**GIVEN PROBLEM:**
Take every line from the first down to the line with "import React from" and set it down exactly, without the pictures.

**DATASET SECTION:**
┏━━
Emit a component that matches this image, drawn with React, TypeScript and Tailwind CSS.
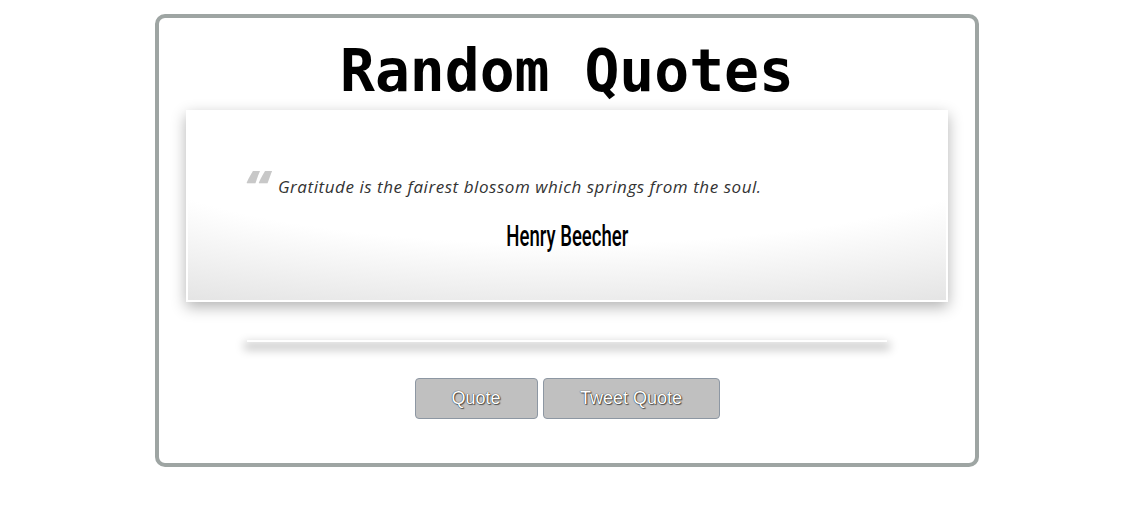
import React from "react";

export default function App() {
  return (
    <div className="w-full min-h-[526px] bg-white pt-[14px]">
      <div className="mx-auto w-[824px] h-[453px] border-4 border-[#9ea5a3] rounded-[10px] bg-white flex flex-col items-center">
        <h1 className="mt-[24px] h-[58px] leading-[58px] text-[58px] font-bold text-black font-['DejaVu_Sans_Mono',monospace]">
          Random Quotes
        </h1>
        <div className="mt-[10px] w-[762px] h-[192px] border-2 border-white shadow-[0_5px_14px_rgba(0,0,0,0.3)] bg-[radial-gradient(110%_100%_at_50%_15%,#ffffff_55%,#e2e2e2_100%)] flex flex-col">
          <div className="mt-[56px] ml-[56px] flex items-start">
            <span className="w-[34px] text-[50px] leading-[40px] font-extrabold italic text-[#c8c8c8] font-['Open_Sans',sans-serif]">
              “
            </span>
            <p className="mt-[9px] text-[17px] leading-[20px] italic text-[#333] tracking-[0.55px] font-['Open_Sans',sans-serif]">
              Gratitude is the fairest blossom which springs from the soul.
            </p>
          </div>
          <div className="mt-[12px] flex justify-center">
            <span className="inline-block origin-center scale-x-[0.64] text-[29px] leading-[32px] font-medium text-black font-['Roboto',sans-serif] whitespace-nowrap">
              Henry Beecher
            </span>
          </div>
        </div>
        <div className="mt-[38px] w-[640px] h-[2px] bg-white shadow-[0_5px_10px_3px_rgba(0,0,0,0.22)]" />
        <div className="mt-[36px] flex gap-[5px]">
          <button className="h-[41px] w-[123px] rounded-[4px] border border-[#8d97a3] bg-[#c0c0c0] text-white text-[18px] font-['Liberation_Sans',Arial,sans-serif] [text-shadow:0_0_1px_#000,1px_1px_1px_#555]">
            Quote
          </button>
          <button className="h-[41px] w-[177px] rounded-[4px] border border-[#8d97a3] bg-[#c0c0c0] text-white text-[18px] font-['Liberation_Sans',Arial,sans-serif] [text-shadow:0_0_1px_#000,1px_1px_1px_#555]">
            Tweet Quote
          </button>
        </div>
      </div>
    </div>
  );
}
┗━━
**FINISHED EXERCISE:**
Emit a component that matches this image, drawn with React, TypeScript and Tailwind CSS.
import React from "react";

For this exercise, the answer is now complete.